Aim of the exercise: Write out each line of the listing as it stands, without the images.

* Begin *

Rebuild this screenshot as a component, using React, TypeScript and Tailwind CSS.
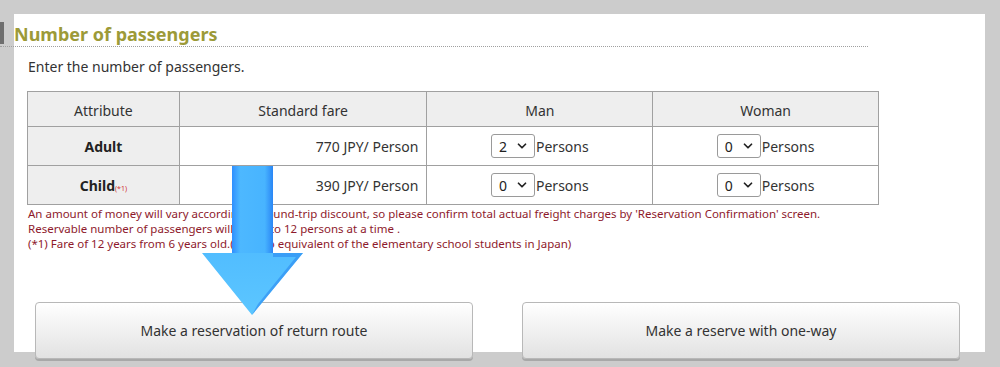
import { ChevronDown } from "lucide-react"

const rows = [
  { label: "Adult", fare: "770 JPY/ Person", man: "2", woman: "0", note: false },
  { label: "Child", fare: "390 JPY/ Person", man: "0", woman: "0", note: true },
]

function CountSelect({ value }: { value: string }) {
  return (
    <div className="flex h-[24px] w-[44px] items-center justify-between rounded-[3px] border border-[#9a9a9a] bg-white pl-[7px] pr-[5px] text-[14px] text-[#222]">
      <span>{value}</span>
      <ChevronDown className="h-[14px] w-[14px]" strokeWidth={3} />
    </div>
  )
}

function Arrow() {
  return (
    <svg className="pointer-events-none absolute left-[188px] top-[152px]" width="104" height="152" viewBox="0 0 104 152">
      <defs>
        <linearGradient id="shaft" x1="0" y1="0" x2="1" y2="0">
          <stop offset="0" stopColor="#2f8fff" />
          <stop offset="0.2" stopColor="#4db8ff" />
          <stop offset="0.8" stopColor="#48b4ff" />
          <stop offset="1" stopColor="#2a86f5" />
        </linearGradient>
        <linearGradient id="head" x1="0" y1="0" x2="0" y2="1">
          <stop offset="0" stopColor="#42b0ff" />
          <stop offset="1" stopColor="#5cc6ff" />
        </linearGradient>
      </defs>
      <path d="M30 0 H71 V87 H101 L50 149 L0 87 H30 Z" fill="url(#head)" />
      <path d="M30 0 H71 V87 H30 Z" fill="url(#shaft)" />
      <path d="M71 87 H101 L50 149 L56 138 L94 91 H71 Z" fill="#2b88f0" opacity="0.6" />
    </svg>
  )
}

export default function App() {
  return (
    <div
      className="h-[367px] w-[1000px] overflow-hidden bg-[#cccccc] pl-[14px] pt-[14px]"
      style={{ fontFamily: '"Noto Sans", "Open Sans", Arial, sans-serif' }}
    >
      <div className="relative h-[338px] w-[971px] bg-white">
        <div className="ml-[-14px] flex w-[868px] items-stretch border-b border-dotted border-[#a0a0a0] pt-[8px]">
          <div className="mb-[2px] w-[4px] bg-[#6e6e6e]" />
          <h2 className="ml-[10px] text-[18px] font-bold leading-[24px] text-[#9c9a38]">Number of passengers</h2>
        </div>

        <p className="ml-[14px] mt-[11px] text-[14px] leading-[18px] text-[#333]">Enter the number of passengers.</p>

        <table className="ml-[13px] mt-[15px] w-[852px] border-collapse border border-[#a0a0a0] text-[14px] text-[#333]">
          <thead>
            <tr className="h-[35px] bg-[#eeeeee]">
              <th className="w-[152px] border border-[#a0a0a0] pt-[2px] font-normal">Attribute</th>
              <th className="w-[248px] border border-[#a0a0a0] pt-[2px] font-normal">Standard fare</th>
              <th className="w-[226px] border border-[#a0a0a0] pt-[2px] font-normal">Man</th>
              <th className="w-[226px] border border-[#a0a0a0] pt-[2px] font-normal">Woman</th>
            </tr>
          </thead>
          <tbody>
            {rows.map((row) => (
              <tr key={row.label} className="h-[39px]">
                <td className="border border-[#a0a0a0] bg-[#eeeeee] text-center text-[14px] font-bold text-[#222]">
                  {row.label}
                  {row.note ? <span className="text-[7px] font-normal text-[#d03030]">(*1)</span> : null}
                </td>
                <td className="border border-[#a0a0a0] pr-[8px] text-right">{row.fare}</td>
                <td className="border border-[#a0a0a0]">
                  <div className="flex items-center justify-center gap-[1px]">
                    <CountSelect value={row.man} />
                    <span>Persons</span>
                  </div>
                </td>
                <td className="border border-[#a0a0a0]">
                  <div className="flex items-center justify-center gap-[1px]">
                    <CountSelect value={row.woman} />
                    <span>Persons</span>
                  </div>
                </td>
              </tr>
            ))}
          </tbody>
        </table>

        <div className="ml-[14px] mt-[1px] text-[11.5px] leading-[15px] text-[#8e1a2c]">
          <p>An amount of money will vary according to round-trip discount, so please confirm total actual freight charges by 'Reservation Confirmation' screen.</p>
          <p>Reservable number of passengers will be up to 12 persons at a time .</p>
          <p>(*1) Fare of 12 years from 6 years old.(Age : to equivalent of the elementary school students in Japan)</p>
        </div>

        <div className="ml-[21px] mt-[51px] flex gap-[49px]">
          <button className="h-[57px] w-[438px] rounded-[4px] border border-[#b8b8b8] bg-gradient-to-b from-white to-[#e2e2e2] text-[14px] text-[#333] shadow-[0_2px_0_#a8a8a8]">
            Make a reservation of return route
          </button>
          <button className="h-[57px] w-[438px] rounded-[4px] border border-[#b8b8b8] bg-gradient-to-b from-white to-[#e2e2e2] text-[14px] text-[#333] shadow-[0_2px_0_#a8a8a8]">
            Make a reserve with one-way
          </button>
        </div>

        <Arrow />
      </div>
    </div>
  )
}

* End *

The response:
Rebuild this screenshot as a component, using React, TypeScript and Tailwind CSS.
import { ChevronDown } from "lucide-react"

const rows = [
  { label: "Adult", fare: "770 JPY/ Person", man: "2", woman: "0", note: false },
  { label: "Child", fare: "390 JPY/ Person", man: "0", woman: "0", note: true },
]

function CountSelect({ value }: { value: string }) {
  return (
    <div className="flex h-[24px] w-[44px] items-center justify-between rounded-[3px] border border-[#9a9a9a] bg-white pl-[7px] pr-[5px] text-[14px] text-[#222]">
      <span>{value}</span>
      <ChevronDown className="h-[14px] w-[14px]" strokeWidth={3} />
    </div>
  )
}

function Arrow() {
  return (
    <svg className="pointer-events-none absolute left-[188px] top-[152px]" width="104" height="152" viewBox="0 0 104 152">
      <defs>
        <linearGradient id="shaft" x1="0" y1="0" x2="1" y2="0">
          <stop offset="0" stopColor="#2f8fff" />
          <stop offset="0.2" stopColor="#4db8ff" />
          <stop offset="0.8" stopColor="#48b4ff" />
          <stop offset="1" stopColor="#2a86f5" />
        </linearGradient>
        <linearGradient id="head" x1="0" y1="0" x2="0" y2="1">
          <stop offset="0" stopColor="#42b0ff" />
          <stop offset="1" stopColor="#5cc6ff" />
        </linearGradient>
      </defs>
      <path d="M30 0 H71 V87 H101 L50 149 L0 87 H30 Z" fill="url(#head)" />
      <path d="M30 0 H71 V87 H30 Z" fill="url(#shaft)" />
      <path d="M71 87 H101 L50 149 L56 138 L94 91 H71 Z" fill="#2b88f0" opacity="0.6" />
    </svg>
  )
}

export default function App() {
  return (
    <div
      className="h-[367px] w-[1000px] overflow-hidden bg-[#cccccc] pl-[14px] pt-[14px]"
      style={{ fontFamily: '"Noto Sans", "Open Sans", Arial, sans-serif' }}
    >
      <div className="relative h-[338px] w-[971px] bg-white">
        <div className="ml-[-14px] flex w-[868px] items-stretch border-b border-dotted border-[#a0a0a0] pt-[8px]">
          <div className="mb-[2px] w-[4px] bg-[#6e6e6e]" />
          <h2 className="ml-[10px] text-[18px] font-bold leading-[24px] text-[#9c9a38]">Number of passengers</h2>
        </div>

        <p className="ml-[14px] mt-[11px] text-[14px] leading-[18px] text-[#333]">Enter the number of passengers.</p>

        <table className="ml-[13px] mt-[15px] w-[852px] border-collapse border border-[#a0a0a0] text-[14px] text-[#333]">
          <thead>
            <tr className="h-[35px] bg-[#eeeeee]">
              <th className="w-[152px] border border-[#a0a0a0] pt-[2px] font-normal">Attribute</th>
              <th className="w-[248px] border border-[#a0a0a0] pt-[2px] font-normal">Standard fare</th>
              <th className="w-[226px] border border-[#a0a0a0] pt-[2px] font-normal">Man</th>
              <th className="w-[226px] border border-[#a0a0a0] pt-[2px] font-normal">Woman</th>
            </tr>
          </thead>
          <tbody>
            {rows.map((row) => (
              <tr key={row.label} className="h-[39px]">
                <td className="border border-[#a0a0a0] bg-[#eeeeee] text-center text-[14px] font-bold text-[#222]">
                  {row.label}
                  {row.note ? <span className="text-[7px] font-normal text-[#d03030]">(*1)</span> : null}
                </td>
                <td className="border border-[#a0a0a0] pr-[8px] text-right">{row.fare}</td>
                <td className="border border-[#a0a0a0]">
                  <div className="flex items-center justify-center gap-[1px]">
                    <CountSelect value={row.man} />
                    <span>Persons</span>
                  </div>
                </td>
                <td className="border border-[#a0a0a0]">
                  <div className="flex items-center justify-center gap-[1px]">
                    <CountSelect value={row.woman} />
                    <span>Persons</span>
                  </div>
                </td>
              </tr>
            ))}
          </tbody>
        </table>

        <div className="ml-[14px] mt-[1px] text-[11.5px] leading-[15px] text-[#8e1a2c]">
          <p>An amount of money will vary according to round-trip discount, so please confirm total actual freight charges by 'Reservation Confirmation' screen.</p>
          <p>Reservable number of passengers will be up to 12 persons at a time .</p>
          <p>(*1) Fare of 12 years from 6 years old.(Age : to equivalent of the elementary school students in Japan)</p>
        </div>

        <div className="ml-[21px] mt-[51px] flex gap-[49px]">
          <button className="h-[57px] w-[438px] rounded-[4px] border border-[#b8b8b8] bg-gradient-to-b from-white to-[#e2e2e2] text-[14px] text-[#333] shadow-[0_2px_0_#a8a8a8]">
            Make a reservation of return route
          </button>
          <button className="h-[57px] w-[438px] rounded-[4px] border border-[#b8b8b8] bg-gradient-to-b from-white to-[#e2e2e2] text-[14px] text-[#333] shadow-[0_2px_0_#a8a8a8]">
            Make a reserve with one-way
          </button>
        </div>

        <Arrow />
      </div>
    </div>
  )
}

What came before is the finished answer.